TASK STATEMENT: Please transcribe the data that follows without the pictures, keeping every word the same.

>> begin PROVIDED MATERIAL

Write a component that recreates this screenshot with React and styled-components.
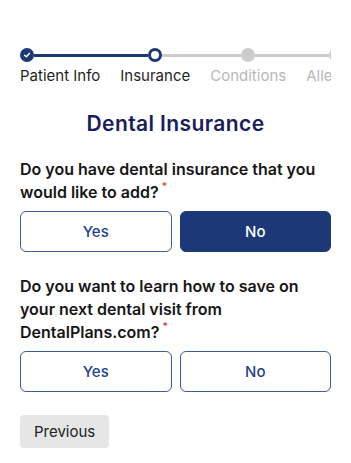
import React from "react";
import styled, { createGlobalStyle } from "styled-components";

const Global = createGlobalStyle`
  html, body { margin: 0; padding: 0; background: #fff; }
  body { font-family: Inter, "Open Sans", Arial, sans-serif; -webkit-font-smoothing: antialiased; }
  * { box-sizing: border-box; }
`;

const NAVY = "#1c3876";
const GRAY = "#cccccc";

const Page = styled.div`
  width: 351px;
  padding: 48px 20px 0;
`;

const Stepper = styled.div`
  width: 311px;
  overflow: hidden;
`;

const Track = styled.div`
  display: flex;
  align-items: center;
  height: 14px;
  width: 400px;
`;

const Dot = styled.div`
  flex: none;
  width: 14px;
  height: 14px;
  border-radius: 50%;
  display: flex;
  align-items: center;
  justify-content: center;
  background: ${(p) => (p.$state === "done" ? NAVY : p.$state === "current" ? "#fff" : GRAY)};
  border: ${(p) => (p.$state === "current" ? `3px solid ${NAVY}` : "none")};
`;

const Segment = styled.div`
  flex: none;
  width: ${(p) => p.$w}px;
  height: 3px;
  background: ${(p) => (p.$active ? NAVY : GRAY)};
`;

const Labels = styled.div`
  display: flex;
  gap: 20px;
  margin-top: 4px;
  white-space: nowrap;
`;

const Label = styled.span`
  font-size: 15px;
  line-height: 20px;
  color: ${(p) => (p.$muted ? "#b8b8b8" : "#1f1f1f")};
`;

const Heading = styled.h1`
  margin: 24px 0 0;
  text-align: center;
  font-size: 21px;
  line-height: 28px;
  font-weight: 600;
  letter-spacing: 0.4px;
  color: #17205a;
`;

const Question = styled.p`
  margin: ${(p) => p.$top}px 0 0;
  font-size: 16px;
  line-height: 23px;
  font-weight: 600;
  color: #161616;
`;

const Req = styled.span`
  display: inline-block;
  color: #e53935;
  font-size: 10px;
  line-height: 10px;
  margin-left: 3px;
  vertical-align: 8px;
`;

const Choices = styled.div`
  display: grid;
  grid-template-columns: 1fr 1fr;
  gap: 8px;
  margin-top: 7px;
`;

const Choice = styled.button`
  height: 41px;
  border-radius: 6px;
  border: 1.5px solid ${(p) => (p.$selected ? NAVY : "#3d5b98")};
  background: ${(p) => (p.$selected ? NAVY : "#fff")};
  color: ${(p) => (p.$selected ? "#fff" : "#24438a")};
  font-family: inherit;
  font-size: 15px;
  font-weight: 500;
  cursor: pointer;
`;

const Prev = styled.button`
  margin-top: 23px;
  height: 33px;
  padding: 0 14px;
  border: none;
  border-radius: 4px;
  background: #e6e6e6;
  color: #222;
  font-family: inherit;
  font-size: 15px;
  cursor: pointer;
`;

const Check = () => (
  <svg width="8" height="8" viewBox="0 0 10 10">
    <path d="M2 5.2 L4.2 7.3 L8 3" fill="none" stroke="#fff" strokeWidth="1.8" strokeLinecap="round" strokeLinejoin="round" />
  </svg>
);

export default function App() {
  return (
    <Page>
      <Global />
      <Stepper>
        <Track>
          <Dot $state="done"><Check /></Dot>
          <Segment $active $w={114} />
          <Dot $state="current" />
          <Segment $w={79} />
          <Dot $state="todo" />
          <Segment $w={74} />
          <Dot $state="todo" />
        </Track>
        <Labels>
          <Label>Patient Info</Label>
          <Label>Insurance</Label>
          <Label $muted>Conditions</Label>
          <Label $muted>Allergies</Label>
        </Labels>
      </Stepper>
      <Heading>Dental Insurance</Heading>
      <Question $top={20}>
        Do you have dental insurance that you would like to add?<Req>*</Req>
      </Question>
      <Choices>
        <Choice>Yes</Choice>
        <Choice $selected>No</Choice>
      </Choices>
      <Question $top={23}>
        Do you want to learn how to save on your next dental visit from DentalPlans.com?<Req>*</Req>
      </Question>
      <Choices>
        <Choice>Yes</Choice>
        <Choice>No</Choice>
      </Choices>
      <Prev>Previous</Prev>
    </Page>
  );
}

>> end PROVIDED MATERIAL

ANSWER TO THE PROBLEM:
Write a component that recreates this screenshot with React and styled-components.
import React from "react";
import styled, { createGlobalStyle } from "styled-components";

const Global = createGlobalStyle`
  html, body { margin: 0; padding: 0; background: #fff; }
  body { font-family: Inter, "Open Sans", Arial, sans-serif; -webkit-font-smoothing: antialiased; }
  * { box-sizing: border-box; }
`;

const NAVY = "#1c3876";
const GRAY = "#cccccc";

const Page = styled.div`
  width: 351px;
  padding: 48px 20px 0;
`;

const Stepper = styled.div`
  width: 311px;
  overflow: hidden;
`;

const Track = styled.div`
  display: flex;
  align-items: center;
  height: 14px;
  width: 400px;
`;

const Dot = styled.div`
  flex: none;
  width: 14px;
  height: 14px;
  border-radius: 50%;
  display: flex;
  align-items: center;
  justify-content: center;
  background: ${(p) => (p.$state === "done" ? NAVY : p.$state === "current" ? "#fff" : GRAY)};
  border: ${(p) => (p.$state === "current" ? `3px solid ${NAVY}` : "none")};
`;

const Segment = styled.div`
  flex: none;
  width: ${(p) => p.$w}px;
  height: 3px;
  background: ${(p) => (p.$active ? NAVY : GRAY)};
`;

const Labels = styled.div`
  display: flex;
  gap: 20px;
  margin-top: 4px;
  white-space: nowrap;
`;

const Label = styled.span`
  font-size: 15px;
  line-height: 20px;
  color: ${(p) => (p.$muted ? "#b8b8b8" : "#1f1f1f")};
`;

const Heading = styled.h1`
  margin: 24px 0 0;
  text-align: center;
  font-size: 21px;
  line-height: 28px;
  font-weight: 600;
  letter-spacing: 0.4px;
  color: #17205a;
`;

const Question = styled.p`
  margin: ${(p) => p.$top}px 0 0;
  font-size: 16px;
  line-height: 23px;
  font-weight: 600;
  color: #161616;
`;

const Req = styled.span`
  display: inline-block;
  color: #e53935;
  font-size: 10px;
  line-height: 10px;
  margin-left: 3px;
  vertical-align: 8px;
`;

const Choices = styled.div`
  display: grid;
  grid-template-columns: 1fr 1fr;
  gap: 8px;
  margin-top: 7px;
`;

const Choice = styled.button`
  height: 41px;
  border-radius: 6px;
  border: 1.5px solid ${(p) => (p.$selected ? NAVY : "#3d5b98")};
  background: ${(p) => (p.$selected ? NAVY : "#fff")};
  color: ${(p) => (p.$selected ? "#fff" : "#24438a")};
  font-family: inherit;
  font-size: 15px;
  font-weight: 500;
  cursor: pointer;
`;

const Prev = styled.button`
  margin-top: 23px;
  height: 33px;
  padding: 0 14px;
  border: none;
  border-radius: 4px;
  background: #e6e6e6;
  color: #222;
  font-family: inherit;
  font-size: 15px;
  cursor: pointer;
`;

const Check = () => (
  <svg width="8" height="8" viewBox="0 0 10 10">
    <path d="M2 5.2 L4.2 7.3 L8 3" fill="none" stroke="#fff" strokeWidth="1.8" strokeLinecap="round" strokeLinejoin="round" />
  </svg>
);

export default function App() {
  return (
    <Page>
      <Global />
      <Stepper>
        <Track>
          <Dot $state="done"><Check /></Dot>
          <Segment $active $w={114} />
          <Dot $state="current" />
          <Segment $w={79} />
          <Dot $state="todo" />
          <Segment $w={74} />
          <Dot $state="todo" />
        </Track>
        <Labels>
          <Label>Patient Info</Label>
          <Label>Insurance</Label>
          <Label $muted>Conditions</Label>
          <Label $muted>Allergies</Label>
        </Labels>
      </Stepper>
      <Heading>Dental Insurance</Heading>
      <Question $top={20}>
        Do you have dental insurance that you would like to add?<Req>*</Req>
      </Question>
      <Choices>
        <Choice>Yes</Choice>
        <Choice $selected>No</Choice>
      </Choices>
      <Question $top={23}>
        Do you want to learn how to save on your next dental visit from DentalPlans.com?<Req>*</Req>
      </Question>
      <Choices>
        <Choice>Yes</Choice>
        <Choice>No</Choice>
      </Choices>
      <Prev>Previous</Prev>
    </Page>
  );
}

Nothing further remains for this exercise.